A coabitação de Marcelo e Costa, iniciada em 2016, poderia ultrapassar em longevidade a de Soares e Cavaco se a atual legislatura fosse até ao fim, mas acabou encurtada, na sequência da demissão do primeiro-ministro, em 07 de novembro, por causa de uma investigação judicial.
O primeiro-ministro criticou publicamente o Presidente por decidir dissolver o parlamento e marcar legislativas antecipadas.
No primeiro Natal em que coincidiram nos cargos, em 2016, Costa prometeu dar sempre atenção à “palavra prudente e avisada” do Presidente, com quem anteviu um duradouro “bom relacionamento institucional”.
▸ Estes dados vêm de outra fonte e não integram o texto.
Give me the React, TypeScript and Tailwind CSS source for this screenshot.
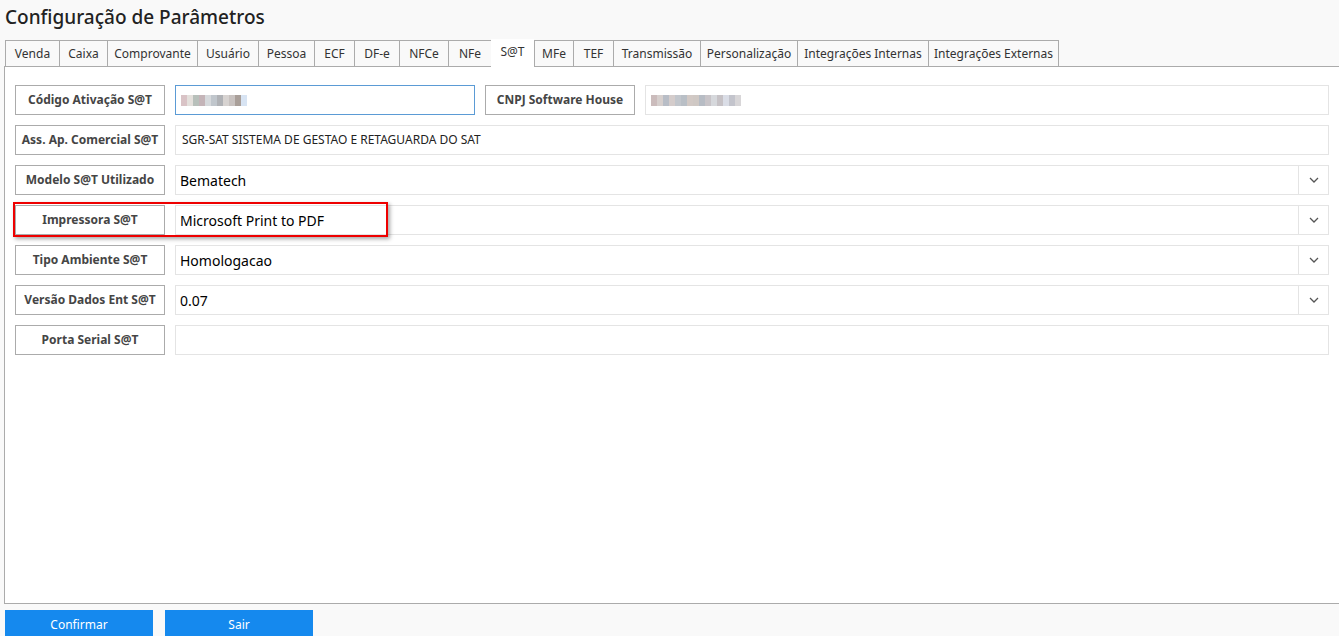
import React from "react";

const tabs: [string, number][] = [
  ["Venda", 54],
  ["Caixa", 48],
  ["Comprovante", 90],
  ["Usuário", 61],
  ["Pessoa", 56],
  ["ECF", 40],
  ["DF-e", 45],
  ["NFCe", 49],
  ["NFe", 43],
  ["S@T", 43],
  ["MFe", 39],
  ["TEF", 40],
  ["Transmissão", 87],
  ["Personalização", 97],
  ["Integrações Internas", 131],
  ["Integrações Externas", 131],
];

function Blur({ colors }: { colors: string[] }) {
  return (
    <div className="flex h-[11px] blur-[0.5px]">
      {colors.map((c, i) => (
        <div key={i} className="h-full w-[6px]" style={{ background: c }} />
      ))}
    </div>
  );
}

function Label({ text, className = "" }: { text: string; className?: string }) {
  return (
    <div
      className={
        "flex h-[30px] w-[150px] shrink-0 items-center justify-center border border-[#ababab] bg-white text-[12px] font-bold text-[#454545] " +
        className
      }
    >
      {text}
    </div>
  );
}

function Chevron() {
  return (
    <svg width="10" height="6" viewBox="0 0 10 6" fill="none">
      <path d="M1 1l4 4 4-4" stroke="#555" strokeWidth="1.3" />
    </svg>
  );
}

function Select({ value }: { value: string }) {
  return (
    <div className="flex h-[30px] flex-1 items-stretch border border-[#e4e4e4] bg-white">
      <div className="flex flex-1 items-center pl-[4px] text-[14px] text-black">{value}</div>
      <div className="flex w-[30px] items-center justify-center border-l border-[#e4e4e4]">
        <Chevron />
      </div>
    </div>
  );
}

export default function App() {
  return (
    <div
      className="flex h-[636px] w-[1339px] flex-col overflow-hidden bg-[#f9f9f9] text-[#333]"
      style={{ fontFamily: '"Noto Sans", "Open Sans", sans-serif' }}
    >
      <div className="h-[40px] shrink-0 pl-[5px] pt-[3px] text-[19px] font-medium leading-[28px] text-[#222]">
        Configuração de Parâmetros
      </div>
      <div className="flex h-[26px] shrink-0 items-stretch pl-[5px]">
        {tabs.map(([t, w], i) => {
          const active = t === "S@T";
          const last = i === tabs.length - 1;
          return (
            <div
              key={t}
              style={{ width: w }}
              className={
                "flex items-center justify-center text-[12px] " +
                (active
                  ? "relative z-10 -mt-[1px] mb-[-1px] bg-white pb-[3px] text-[#333]"
                  : "border-t border-l border-[#ababab] bg-[#f9f9f9] pt-[1px] text-[#333]") +
                (last ? " border-r" : "")
              }
            >
              {t}
            </div>
          );
        })}
      </div>
      <div className="ml-[4px] flex h-[538px] shrink-0 flex-col gap-[10px] border-t border-l border-b border-[#ababab] bg-white pl-[10px] pr-[10px] pt-[18px]">
        <div className="flex gap-[10px]">
          <Label text="Código Ativação S@T" />
          <div className="flex h-[30px] w-[300px] items-center border border-[#5b9bd5] bg-white pl-[5px]">
            <Blur
              colors={["#d9c3c6", "#e4e0dc", "#b8c0bb", "#c4b4b8", "#d6d9dc", "#c0c6cc", "#b0b2b6", "#d7d3d1", "#c8c2c0", "#a99f99", "#d8e4f3"]}
            />
          </div>
          <Label text="CNPJ Software House" />
          <div className="flex h-[30px] flex-1 items-center border border-[#e4e4e4] bg-white pl-[5px]">
            <Blur
              colors={["#cbbcbc", "#d6cfcd", "#b8bdc6", "#d4cccb", "#c2c6cc", "#b9bfc6", "#d2c9c5", "#cfc8c4", "#b7bcc4", "#c8c4c8", "#d6d8dc", "#c6c2c6", "#dadde6", "#c3c4cc", "#d8d6d8"]}
            />
          </div>
        </div>
        <div className="flex gap-[10px]">
          <Label text="Ass. Ap. Comercial S@T" />
          <div className="flex h-[30px] flex-1 items-center border border-[#e4e4e4] bg-white pl-[6px] text-[12px] text-[#222]">
            SGR-SAT SISTEMA DE GESTAO E RETAGUARDA DO SAT
          </div>
        </div>
        <div className="flex gap-[10px]">
          <Label text="Modelo S@T Utilizado" />
          <Select value="Bematech" />
        </div>
        <div className="relative flex gap-[10px]">
          <Label text="Impressora S@T" />
          <Select value="Microsoft Print to PDF" />
          <div className="pointer-events-none absolute left-[-2px] top-[-3px] h-[35px] w-[375px] border-2 border-[#ee0000] shadow-[2px_2px_4px_rgba(0,0,0,0.35)]" />
        </div>
        <div className="flex gap-[10px]">
          <Label text="Tipo Ambiente S@T" />
          <Select value="Homologacao" />
        </div>
        <div className="flex gap-[10px]">
          <Label text="Versão Dados Ent S@T" />
          <Select value="0.07" />
        </div>
        <div className="flex gap-[10px]">
          <Label text="Porta Serial S@T" />
          <div className="h-[30px] flex-1 border border-[#e4e4e4] bg-white" />
        </div>
      </div>
      <div className="mt-[6px] flex shrink-0 gap-[12px] pl-[5px]">
        <button className="flex h-[32px] w-[148px] items-center justify-center bg-[#1589ee] pb-[3px] text-[12px] text-white">
          Confirmar
        </button>
        <button className="flex h-[32px] w-[148px] items-center justify-center bg-[#1589ee] pb-[3px] text-[12px] text-white">
          Sair
        </button>
      </div>
    </div>
  );
}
O chefe de Estado enquadrou a sua cooperação com aquele Governo minoritário, apoiado pelos partidos à esquerda no parlamento, como “decorrência natural da Constituição” e defendeu que todos os portugueses, “de qualquer quadrante”, deveriam estar felizes com a estabilidade, observando, ao mesmo tempo, que “não há nada de mais transitório do que o poder político”.
Em 2017, o primeiro-ministro salientou o “choque coletivo” causado pelos incêndios e considerou que a solidariedade entre Governo e Presidente se manteve de “forma irrepreensível”, nas horas boas e más. Marcelo sustentou que “o povo português deu sinais de que gostava” dessa solidariedade e da estabilidade política.
Em dezembro de 2018, Costa descreveu a legislatura que se encaminhava para o fim como de “normalidade institucional” nas relações entre órgãos do Estado, incluindo com a justiça. O Presidente saudou a estabilidade e apelou à defesa da democracia contra o “aventureirismo de realidades fora do sistema”.
No Natal de 2019, com António Costa à frente de novo Governo minoritário, Marcelo fez votos de estabilidade até ao fim do ano seguinte, em que seriam votados dois orçamentos. O primeiro-ministro enalteceu a “saudável convivência” com o Presidente.
Em 2020, ano marcado pela pandemia de covid-19, Marcelo apontou Portugal como “exemplo de cooperação institucional alargada”. Costa, por se encontrar em isolamento, apareceu através de um holograma e, em vésperas de eleições presidenciais, assegurou “cooperação leal e franca do Governo” a quem quer que viesse a ser eleito Presidente.